I did not take Mamakass to mean that formula = CIO. She was just giving examples. Aussiemom, I had to supplement with formula because of chronic low supply (loooong story)...most people I've encountered here understand that formula/BF does not make the mom.
I've been lurking here wondering about the question of 2 being "easier," which has been said to me. Most who say it mean that when the kids are older, they play together instead of with always asking Mom to be the playmate, as is the case here. With 2, Mom gets to do other things, at least for a bit, at least that's what they tell me. I can't see the early times being easier - I think people get amnesia for the chaos that seems inevitable to me. I know that's the case with my mother who had 2 under 3 and worked full-time plus in a family business.
i don't think she meant that at all towards you. generally speaking she does make a great point. attachment parenting actually does make having more than one "easier" bc cosleeping and the other ideals of ap-ing efficiently and immediately meet the needs of babies'/children's therefore increasing overall family harmony and lessening sibling rivalry.

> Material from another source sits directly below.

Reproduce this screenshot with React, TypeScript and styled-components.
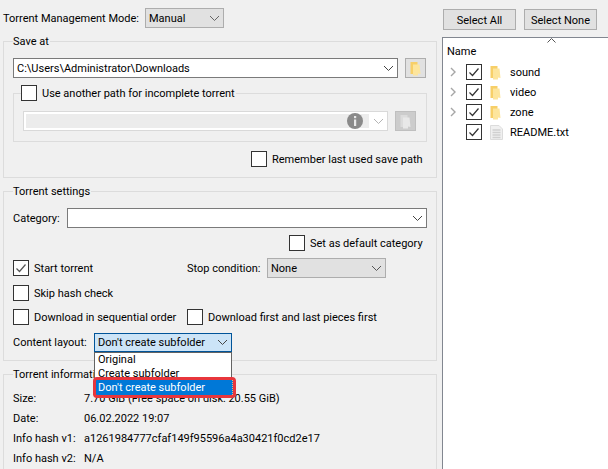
import styled, { createGlobalStyle } from 'styled-components';

const GlobalStyle = createGlobalStyle`
  html, body {
    margin: 0;
    padding: 0;
    background: #f0f0f0;
  }
  body {
    font-family: Roboto, "Noto Sans", sans-serif;
    font-size: 11px;
    color: #000;
  }
`;

const Page = styled.div`
  display: flex;
  width: 608px;
  height: 469px;
  overflow: hidden;
  background: #f0f0f0;
`;

const LeftColumn = styled.div`
  width: 434px;
  margin-left: 3px;
  flex: none;
`;

const RightColumn = styled.div`
  flex: 1;
  margin-left: 5px;
  min-width: 0;
`;

const Row = styled.div<{ $top?: number; $gap?: number; $indent?: number }>`
  display: flex;
  align-items: center;
  height: 20px;
  margin-top: ${p => p.$top ?? 0}px;
  margin-left: ${p => p.$indent ?? 0}px;
  gap: ${p => p.$gap ?? 0}px;
`;

const Label = styled.span<{ $width?: number }>`
  flex: none;
  white-space: nowrap;
  width: ${p => (p.$width ? `${p.$width}px` : 'auto')};
`;

const Group = styled.div<{ $top: number; $height: number }>`
  box-sizing: border-box;
  height: ${p => p.$height}px;
  margin-top: ${p => p.$top}px;
  padding: 0 9px;
  border: 1px solid #dcdcdc;
`;

const GroupTitle = styled.div`
  display: flex;
  align-items: center;
  width: fit-content;
  height: 16px;
  margin-top: -9px;
  padding-right: 1px;
  background: #f0f0f0;
`;

const InnerGroup = styled.div`
  box-sizing: border-box;
  height: 49px;
  margin-top: 15px;
  padding: 0 9px;
  border: 1px solid #dcdcdc;
`;

const InnerTitle = styled.div`
  display: flex;
  align-items: center;
  gap: 5px;
  width: fit-content;
  height: 16px;
  margin-top: -9px;
  margin-left: -2px;
  padding-right: 1px;
  background: #f0f0f0;
`;

const Box = styled.span`
  box-sizing: border-box;
  flex: none;
  display: flex;
  align-items: center;
  justify-content: center;
  width: 16px;
  height: 16px;
  background: #fff;
  border: 1px solid #333;
`;

const CheckRow = styled.label`
  display: flex;
  align-items: center;
  flex: none;
  gap: 5px;
  white-space: nowrap;
`;

const Combo = styled.div<{ $width?: number; $kind?: 'flat' | 'edit' | 'focus' | 'off' }>`
  box-sizing: border-box;
  position: relative;
  display: flex;
  align-items: center;
  justify-content: space-between;
  flex: none;
  width: ${p => (p.$width ? `${p.$width}px` : 'auto')};
  height: ${p => (p.$kind === 'focus' ? 19 : 20)}px;
  padding: ${p => (p.$kind === 'off' ? '0 3px 0 2px' : p.$kind === 'edit' ? '1px 3px 0 3px' : '0 3px 0 3px')};
  white-space: nowrap;
  background: ${p =>
    p.$kind === 'edit' || p.$kind === 'off' ? '#fff' : p.$kind === 'focus' ? '#cce4f7' : '#e1e1e1'};
  border: 1px solid
    ${p =>
      p.$kind === 'edit' ? '#7a7a7a' : p.$kind === 'focus' ? '#005499' : p.$kind === 'off' ? '#d9d9d9' : '#adadad'};
`;

const ComboText = styled.span`
  flex: 1;
`;

const OffField = styled.span`
  flex: 1;
  box-sizing: border-box;
  height: 14px;
  margin-right: 4px;
  padding-right: 6px;
  display: flex;
  align-items: center;
  justify-content: flex-end;
  background: #ececec;
`;

const FolderButton = styled.div<{ $off?: boolean }>`
  box-sizing: border-box;
  flex: none;
  display: flex;
  align-items: center;
  justify-content: center;
  width: 21px;
  height: 20px;
  background: ${p => (p.$off ? '#cccccc' : '#e1e1e1')};
  border: 1px solid ${p => (p.$off ? '#bfbfbf' : '#adadad')};
`;

const Popup = styled.div`
  box-sizing: border-box;
  position: absolute;
  z-index: 3;
  top: 18px;
  left: -1px;
  width: 138px;
  height: 31px;
  padding-left: 3px;
  background: #fff;
  border: 1px solid #646464;
  border-bottom: none;
`;

const PopupItem = styled.div`
  height: 14px;
  line-height: 14px;
`;

const Picked = styled.div`
  box-sizing: border-box;
  position: absolute;
  z-index: 4;
  top: 43px;
  left: -2px;
  width: 143px;
  height: 21px;
  display: flex;
  border: 3px solid #e8363c;
  border-radius: 4px;
  background: #0078d7;
  color: #fff;
`;

const PickedText = styled.span`
  flex: 1;
  padding-left: 2px;
  line-height: 15px;
  border-right: 1px dotted #e9b27c;
`;

const TopButtons = styled.div`
  display: flex;
  gap: 8px;
  margin: 9px 0 0 1px;
`;

const PlainButton = styled.button`
  box-sizing: border-box;
  width: 73px;
  height: 21px;
  padding: 1px 0 0;
  font: inherit;
  color: #000;
  background: #e1e1e1;
  border: 1px solid #adadad;
`;

const FileList = styled.div`
  box-sizing: border-box;
  position: relative;
  height: 432px;
  margin-top: 7px;
  padding: 5px 0 0 4px;
  background: #fff;
  border-top: 1px solid #828790;
  border-left: 1px solid #828790;
`;

const SortArrow = styled.svg`
  position: absolute;
  top: 0;
  left: 104px;
`;

const ListHeader = styled.div`
  height: 19px;
  line-height: 17px;
`;

const TreeRow = styled.div`
  display: flex;
  align-items: center;
  height: 20px;
`;

const Twisty = styled.span`
  flex: none;
  width: 19px;
  height: 10px;
  display: flex;
  align-items: center;
  padding-left: 3px;
  box-sizing: border-box;
`;

const TreeIcon = styled.span`
  flex: none;
  display: flex;
  width: 20px;
  margin-left: 8px;
`;

const Check = ({ color = '#333' }: { color?: string }) => (
  <svg width="12" height="12" viewBox="0 0 12 12">
    <path d="M1.5 6.5 L4.5 9.5 L10.5 2.5" fill="none" stroke={color} strokeWidth="1.2" />
  </svg>
);

const Chevron = ({ color = '#444' }: { color?: string }) => (
  <svg width="11" height="7" viewBox="0 0 11 7">
    <path d="M1 1 L5.5 5.5 L10 1" fill="none" stroke={color} strokeWidth="1" />
  </svg>
);

const Folder = ({ off }: { off?: boolean }) => (
  <svg width="11" height="15" viewBox="0 0 11 15">
    <path d="M0.5 1 H7.5 V13 H0.5 Z" fill={off ? '#dcdcdc' : '#f7cf68'} />
    <path d="M3 3.5 H9.5 L10.5 13 L8 12.5 V14.5 H3 Z" fill={off ? '#e8e8e8' : '#fde59c'} />
  </svg>
);

const FileIcon = () => (
  <svg width="13" height="15" viewBox="0 0 13 15">
    <path d="M0.5 0.5 H9 L12.5 4 V14.5 H0.5 Z" fill="#f0f0f0" stroke="#dcdcdc" />
    <path d="M2.5 5 H10.5 M2.5 7.5 H10.5 M2.5 10 H10.5 M2.5 12.5 H10.5" stroke="#d0d0d0" strokeWidth="1.4" />
  </svg>
);

const Info = () => (
  <svg width="16" height="16" viewBox="0 0 16 16">
    <circle cx="8" cy="8" r="8" fill="#8a8a8a" />
    <rect x="7" y="3" width="2.2" height="2.2" fill="#e9e9e9" />
    <rect x="7" y="6.5" width="2.2" height="6.5" fill="#e9e9e9" />
  </svg>
);

const tree = [
  { name: 'sound', folder: true },
  { name: 'video', folder: true },
  { name: 'zone', folder: true },
  { name: 'README.txt', folder: false },
];

const info = [
  ['Size:', '7.70 GiB (Free space on disk: 20.55 GiB)'],
  ['Date:', '06.02.2022 19:07'],
  ['Info hash v1:', 'a1261984777cfaf149f95596a4a30421f0cd2e17'],
  ['Info hash v2:', 'N/A'],
];

export default function App() {
  return (
    <Page>
      <GlobalStyle />
      <LeftColumn>
        <Row $top={8}>
          <Label $width={142}>Torrent Management Mode:</Label>
          <Combo $width={79}>
            <ComboText>Manual</ComboText>
            <Chevron color="#666" />
          </Combo>
        </Row>

        <Group $top={13} $height={137}>
          <GroupTitle>Save at</GroupTitle>
          <Row $top={9} $gap={7}>
            <Combo $width={385} $kind="edit">
              <ComboText>C:\Users\Administrator\Downloads</ComboText>
              <Chevron />
            </Combo>
            <FolderButton>
              <Folder />
            </FolderButton>
          </Row>
          <InnerGroup>
            <InnerTitle>
              <Box />
              Use another path for incomplete torrent
            </InnerTitle>
            <Row $top={10} $gap={7}>
              <Combo $width={365} $kind="off">
                <OffField>
                  <Info />
                </OffField>
                <Chevron color="#b4b4b4" />
              </Combo>
              <FolderButton $off>
                <Folder off />
              </FolderButton>
            </Row>
          </InnerGroup>
          <Row $top={7} $indent={238}>
            <CheckRow>
              <Box />
              Remember last used save path
            </CheckRow>
          </Row>
        </Group>

        <Group $top={13} $height={170}>
          <GroupTitle>Torrent settings</GroupTitle>
          <Row $top={9}>
            <Label $width={54}>Category:</Label>
            <Combo $width={360} $kind="edit">
              <ComboText />
              <Chevron />
            </Combo>
          </Row>
          <Row $top={5} $indent={276}>
            <CheckRow>
              <Box />
              Set as default category
            </CheckRow>
          </Row>
          <Row $top={5}>
            <CheckRow>
              <Box>
                <Check color="#555" />
              </Box>
              <Label $width={153}>Start torrent</Label>
            </CheckRow>
            <Label $width={80}>Stop condition:</Label>
            <Combo $width={119}>
              <ComboText>None</ComboText>
              <Chevron color="#555" />
            </Combo>
          </Row>
          <Row $top={5}>
            <CheckRow>
              <Box />
              Skip hash check
            </CheckRow>
          </Row>
          <Row $top={4}>
            <CheckRow>
              <Box />
              <Label $width={153}>Download in sequential order</Label>
            </CheckRow>
            <CheckRow>
              <Box />
              Download first and last pieces first
            </CheckRow>
          </Row>
          <Row $top={5}>
            <Label $width={81}>Content layout:</Label>
            <Combo $width={138} $kind="focus">
              <ComboText>Don&apos;t create subfolder</ComboText>
              <Chevron color="#444" />
              <Popup>
                <PopupItem>Original</PopupItem>
                <PopupItem>Create subfolder</PopupItem>
              </Popup>
              <Picked>
                <PickedText>Don&apos;t create subfolder</PickedText>
              </Picked>
            </Combo>
          </Row>
        </Group>

        <Group $top={13} $height={110}>
          <GroupTitle>Torrent information</GroupTitle>
          {info.map(([name, value], i) => (
            <Row key={name} $top={i === 0 ? 6 : 0}>
              <Label $width={71}>{name}</Label>
              <Label>{value}</Label>
            </Row>
          ))}
        </Group>
      </LeftColumn>

      <RightColumn>
        <TopButtons>
          <PlainButton>Select All</PlainButton>
          <PlainButton>Select None</PlainButton>
        </TopButtons>
        <FileList>
          <SortArrow width="9" height="5" viewBox="0 0 9 5">
            <path d="M0.5 4.5 L4.5 0.5 L8.5 4.5" fill="none" stroke="#555" strokeWidth="1" />
          </SortArrow>
          <ListHeader>Name</ListHeader>
          {tree.map(item => (
            <TreeRow key={item.name}>
              <Twisty>
                {item.folder && (
                  <svg width="6" height="10" viewBox="0 0 6 10">
                    <path d="M1 1 L5 5 L1 9" fill="none" stroke="#a6a6a6" strokeWidth="1.4" />
                  </svg>
                )}
              </Twisty>
              <Box>
                <Check />
              </Box>
              <TreeIcon>{item.folder ? <Folder /> : <FileIcon />}</TreeIcon>
              <Label>{item.name}</Label>
            </TreeRow>
          ))}
        </FileList>
      </RightColumn>
    </Page>
  );
}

siblings being able to play with each other really can be such a wonderful asset for a family. my dds play together so much. i'm able to put away dishes, take a phone call... and many times they don't even notice bc they're so busy playing with each other. i'm forever thankful they have each other.
My boys are 25 months apart and I LOVE it! Right now the little one is only 3 months so I think it will only get better. My 2 year old loves his brother. He is constantly kissing and hugging him. He wants to know where he is at all times.
Everyone told me there would be jealousy issues...haven't had one. I would follow your mommy instinct. If you think you can do it...you probably can.
The most challenging thing has been when they both want something at exactly the same time. It is prettyrare, but does occur.
I think AP'ing has made things easier. Slinging the baby has been a huge help!